Ser juez y parte constituye una de las realidades más comunes en le estructura política de los Estados porque la promoción de los mismos a los altos cargos de responsabilidad de la judicatura se sigue en muchos casos más por la afinidad de sus juicios a una tendencia política que por al ética de libertad y objetividad de su trayectoria profesional. Esto que puede llegar a disculparse de los políticos nunca podrá eximir la responsabilidad personal del juez, quien si interpreta la ley según sus prejuicios ideológicos prevarica en favor de una tendencia política.
Es llamativo para los ciudadanos observar cómo, con demasiada frecuencia, en los órganos más altos de la judicatura los jueces emiten sus veredictos siempre a favor de los intereses de la parte que apoyó su elevación al tribunal correspondiente, emitiendo sus votos regularmente según la parte fraccionada con que ideológicamente se les identifica.
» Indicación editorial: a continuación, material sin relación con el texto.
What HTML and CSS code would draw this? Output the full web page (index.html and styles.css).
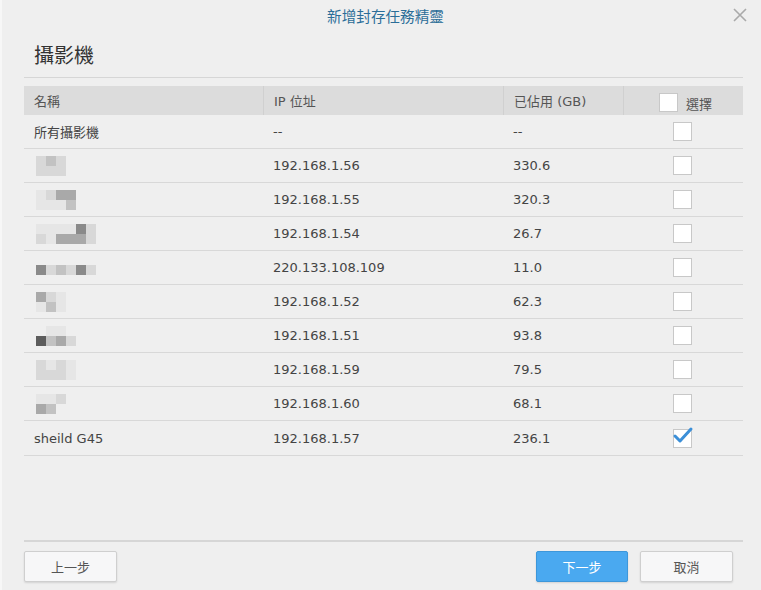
FILE: index.html
```html
<!DOCTYPE html>
<html lang="zh-Hant">
<head>
    <meta charset="UTF-8">
    <title>新增封存任務精靈</title>
    <link rel="stylesheet" href="styles.css">
</head>
<body>
    <div class="dialog">
        <div class="titlebar">
            <span class="title">新增封存任務精靈</span>
            <span class="close">
                <svg width="14" height="14" viewBox="0 0 14 14"><path d="M1 1L13 13M13 1L1 13" stroke="#aaa" stroke-width="1.6" fill="none"/></svg>
            </span>
        </div>

        <div class="content">
            <h2 class="heading">攝影機</h2>

            <div class="grid">
                <div class="row head">
                    <div class="cell">名稱</div>
                    <div class="cell">IP 位址</div>
                    <div class="cell">已佔用 (GB)</div>
                    <div class="cell pick"><span class="box"></span><span class="pick-label">選擇</span></div>
                </div>

                <div class="row">
                    <div class="cell">所有攝影機</div>
                    <div class="cell">--</div>
                    <div class="cell">--</div>
                    <div class="cell check"><span class="box"></span></div>
                </div>

                <!-- names are pixelated in the source, drawn as blocks -->
                <div class="row">
                    <div class="cell"><div class="mosaic c3">
                        <i class="s2"></i><i class="s3"></i><i class="s2"></i>
                        <i class="s2"></i><i class="s2"></i><i class="s2"></i>
                    </div></div>
                    <div class="cell">192.168.1.56</div>
                    <div class="cell">330.6</div>
                    <div class="cell check"><span class="box"></span></div>
                </div>

                <div class="row">
                    <div class="cell"><div class="mosaic c4">
                        <i class="s1"></i><i class="s2"></i><i class="s4"></i><i class="s4"></i>
                        <i class="s1"></i><i class="s1"></i><i class="s1"></i><i class="s3"></i>
                    </div></div>
                    <div class="cell">192.168.1.55</div>
                    <div class="cell">320.3</div>
                    <div class="cell check"><span class="box"></span></div>
                </div>

                <div class="row">
                    <div class="cell"><div class="mosaic c6">
                        <i class="s1"></i><i class="s1"></i><i class="s1"></i><i class="s1"></i><i class="s5"></i><i class="s2"></i>
                        <i class="s2"></i><i class="s1"></i><i class="s4"></i><i class="s4"></i><i class="s4"></i><i class="s2"></i>
                    </div></div>
                    <div class="cell">192.168.1.54</div>
                    <div class="cell">26.7</div>
                    <div class="cell check"><span class="box"></span></div>
                </div>

                <div class="row">
                    <div class="cell"><div class="mosaic c6 one">
                        <i class="s5"></i><i class="s2"></i><i class="s3"></i><i class="s2"></i><i class="s5"></i><i class="s2"></i>
                    </div></div>
                    <div class="cell">220.133.108.109</div>
                    <div class="cell">11.0</div>
                    <div class="cell check"><span class="box"></span></div>
                </div>

                <div class="row">
                    <div class="cell"><div class="mosaic c3">
                        <i class="s4"></i><i class="s2"></i><i class="s1"></i>
                        <i class="s1"></i><i class="s3"></i><i class="s1"></i>
                    </div></div>
                    <div class="cell">192.168.1.52</div>
                    <div class="cell">62.3</div>
                    <div class="cell check"><span class="box"></span></div>
                </div>

                <div class="row">
                    <div class="cell"><div class="mosaic c4">
                        <i class="s0"></i><i class="s1"></i><i class="s1"></i><i class="s0"></i>
                        <i class="s6"></i><i class="s3"></i><i class="s4"></i><i class="s2"></i>
                    </div></div>
                    <div class="cell">192.168.1.51</div>
                    <div class="cell">93.8</div>
                    <div class="cell check"><span class="box"></span></div>
                </div>

                <div class="row">
                    <div class="cell"><div class="mosaic c4">
                        <i class="s2"></i><i class="s1"></i><i class="s2"></i><i class="s1"></i>
                        <i class="s2"></i><i class="s2"></i><i class="s2"></i><i class="s1"></i>
                    </div></div>
                    <div class="cell">192.168.1.59</div>
                    <div class="cell">79.5</div>
                    <div class="cell check"><span class="box"></span></div>
                </div>

                <div class="row">
                    <div class="cell"><div class="mosaic c3">
                        <i class="s1"></i><i class="s1"></i><i class="s2"></i>
                        <i class="s4"></i><i class="s3"></i><i class="s0"></i>
                    </div></div>
                    <div class="cell">192.168.1.60</div>
                    <div class="cell">68.1</div>
                    <div class="cell check"><span class="box"></span></div>
                </div>

                <div class="row">
                    <div class="cell">sheild G45</div>
                    <div class="cell">192.168.1.57</div>
                    <div class="cell">236.1</div>
                    <div class="cell check"><span class="box checked">
                        <svg width="22" height="20" viewBox="0 0 22 20"><path d="M3 10L8 15L19 3" stroke="#3b8fd8" stroke-width="3" fill="none" stroke-linecap="round" stroke-linejoin="round"/></svg>
                    </span></div>
                </div>
            </div>
        </div>

        <div class="footer">
            <button class="btn">上一步</button>
            <div class="spacer"></div>
            <button class="btn primary">下一步</button>
            <button class="btn">取消</button>
        </div>
    </div>
</body>
</html>
```

FILE: styles.css
```css
body {
    margin: 0;
    background: #efefef;
    font-family: "DejaVu Sans", "Noto Sans CJK TC", sans-serif;
    font-size: 13px;
    color: #444;
}
.dialog {
    width: 761px;
    height: 590px;
    display: flex;
    flex-direction: column;
    box-sizing: border-box;
    border-left: 2px solid #f7f7f7;
}
.titlebar {
    position: relative;
    height: 30px;
    display: flex;
    align-items: center;
    justify-content: center;
}
.title {
    margin-left: 8px;
    font-family: "Noto Sans CJK TC", sans-serif;
    font-size: 14.6px;
    color: #2b6d98;
}
.close {
    position: absolute;
    right: 14px;
    top: 8px;
    line-height: 0;
}
.content {
    flex: 1;
    padding: 0 18px 0 22px;
}
.heading {
    margin: 0;
    padding: 11px 0 9px 10px;
    font-family: "Noto Sans CJK TC", sans-serif;
    font-size: 20px;
    font-weight: normal;
    line-height: 27px;
    color: #333;
    border-bottom: 1px solid #d6d6d6;
}
.grid {
    margin-top: 8px;
}
.row {
    display: grid;
    grid-template-columns: 239px 240px 120px 120px;
    height: 34px;
    box-sizing: border-box;
    border-bottom: 1px solid #d8d8d8;
}
.row:last-child {
    height: 35px;
}
.row.head {
    height: 29px;
    background: #dcdcdc;
    border-bottom: none;
    color: #555;
}
.cell {
    display: flex;
    align-items: center;
    padding-left: 10px;
    overflow: hidden;
    white-space: nowrap;
}
.head .cell + .cell {
    border-left: 1px solid #d0d0d0;
}
.cell.pick {
    padding-left: 35px;
}
.pick .box {
    margin-top: 4px;
}
.pick-label {
    margin-left: 8px;
    margin-top: 6px;
}
.cell.check {
    padding-left: 50px;
}
.box {
    position: relative;
    display: inline-block;
    width: 17px;
    height: 17px;
    background: #fff;
    border: 1px solid #c8c8c8;
}
.box svg {
    position: absolute;
    left: -2px;
    top: -4px;
}
.mosaic {
    display: grid;
    grid-auto-rows: 10px;
    margin-left: 2px;
}
.mosaic.c3 { grid-template-columns: repeat(3, 10px); }
.mosaic.c4 { grid-template-columns: repeat(4, 10px); }
.mosaic.c6 { grid-template-columns: repeat(6, 10px); }
.mosaic.one { margin-top: 4px; }
.mosaic i { display: block; }
.s0 { background: transparent; }
.s1 { background: #e6e6e6; }
.s2 { background: #d8d8d8; }
.s3 { background: #c2c2c2; }
.s4 { background: #a9a9a9; }
.s5 { background: #8a8a8a; }
.s6 { background: #5c5c5c; }
.footer {
    display: flex;
    align-items: center;
    gap: 12px;
    margin: 0 18px 0 22px;
    padding: 9px 10px 8px 0;
    border-top: 2px solid #d6d6d6;
}
.spacer {
    flex: 1;
}
.btn {
    width: 93px;
    height: 31px;
    background: #f7f7f8;
    border: 1px solid #cfcfcf;
    border-radius: 2px;
    box-shadow: 0 1px 2px rgba(0, 0, 0, 0.12);
    font-family: "Noto Sans CJK TC", sans-serif;
    font-size: 13px;
    color: #555;
}
.btn.primary {
    width: 92px;
    background: #4aa9f0;
    border-color: #3d97da;
    color: #fff;
}
```
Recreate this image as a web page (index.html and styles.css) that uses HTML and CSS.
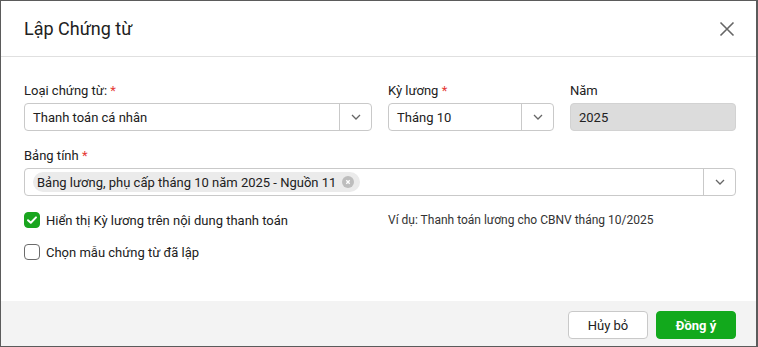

Lo lógico sería apreciar esa posible disparidad en la interpretación común de la ley pero, si ésta se sigue de los contenidos intrínsecos de la misma en la concordancia de varias definiciones aplicables y en la discrepancia apreciable entre varios distintos artículos, no es posible que siempre la decantación sea polarizada coincidiendo en grupos de similar tendencia. Ello sólo es creíble porque los jueces interpreten según sus prejuicios morales defraudando a los ciudadanos de la confianza debida a los altos tribunales.
La vinculación entre el sistema judicial y al político es inevitable, porque ambos fluyen de la ordenación social que el conjunto de los ciudadanos establece, y por tanto el conflicto de intereses parece inevitable, en especial cuando las tendencias políticas perdedoras intentan utilizar el recurso de la justicia para imponer los valores que no han merecido la confianza ciudadana. Ello en especial se intensifica cuando la sociedad se polariza en torno a sólo dos tendencias enfrentadas que fracturan la sociedad, en vez de una mayor concurrencia de opciones que armonicen la auténtica estructuración política del sistema.
Cuando más presión se ejerce sobre los jueces es cuando corresponde a los mismos una máxima exigencia personal de profesionalidad que favorezca la mayor objetividad en sus deliberaciones y en sus veredictos. Esto será percibido por los ciudadanos si las sentencias reflejan coincidencia de criterios de jueces de asignada distinta ideología y la proporcional discrepancia ente aquellos que se reconocen como de próximo pensamiento.